The Iroquios incurred few battle casualties during Sullivan's destructive march. Many villages and crops were destroyed, however, and the Six Nations faced starvation during the winter of 1779-80. They flocked to Fort Niagara for supplies, aggravating an already serious shortage of provisions. The British tried to feed the Indians who camped before the walls or to disperse as many as possible to undamaged villages where food could be obtained, but many starved during the winter. The Iroquios were not forced out of the war, however, and their attacks continued with greater ferocity. The population displacement caused by Sullivan's campaign dramatically increased the number of Iroquois living near the Niagara River, and several new villages, including one near the modern Tuscarora Reserve in Lewiston, were established during the later years of the American Revolution.
Sullivan's expedition marked the closest approach of United States troops to Fort Niagara during the War for Independence. This threat stimulated much labor on the fortifications.

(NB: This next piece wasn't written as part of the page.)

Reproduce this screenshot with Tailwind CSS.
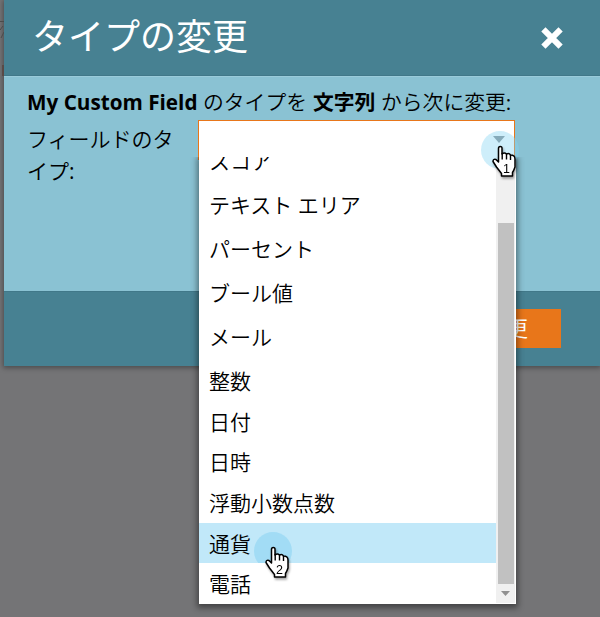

The earthworks were repaired and strengthened to resist assault. The final years of the American Revolution saw continued raiding from Fort Niagara, and the garrison also supported campaigns being waged in the West. Troops from Fort Niagara were called upon to respond to American threats from both New York and the Ohio Valley. Their efforts helped keep the Great Lakes under British control throughout the conflict.
The Hold-Over Period
The Treaty of Paris ended hostilities in 1783. Despite their soldiers' successful defense of the Great Lakes, however, British negotiators relinquished a large part of the region when they agreed to a boundary line between the United States and Canada which essentially followed the modern border. Fort Niagara fell within United States territory. British officers, Loyalists, the Indian raders, and, most of all, the Iroquois were aghast.
British troops did not immediately withdraw frm Fort Niagara. By the fall of 1784 disputes had arisen between the two powers over the fulfillment of treaty obligations. The British decided to retain the Great Lakes posts including Carleton Island, Oswego, Niagara, Detroit, and Michilimackinac. This "holdover" period would last another twelve years.
This decision allowed the British to securely hold the Niagara while settlements of refugee Loyalists were established on the west bank of the river. Their farms and villages were soon flourishing while the American side remained an undeveloped wilderness. Many people of the Six Nations also opted to leave their ancestral home in New York and resettle on Canadan lands offered by the British. Fort Niagara as maintained, although its commandants realized that the post would be ceded to the United States.
Resolution of the dispute over the Great Lakes forts finally came in the early 1790s after Britain became involved in war with revolutionary France. The time was ripe for re-negotiation of the status of these valuable posts. The resulting Jay Treaty of 1794 stipulated that the British were indeed to give up the forts. United States troops peacefully received them from their British garrisons during the sumer of 1796. Fort Niagara was occupied on August 10. The British retired to the wet side of the river and began contruction of a new post, Fort George, which would be completed by 1799.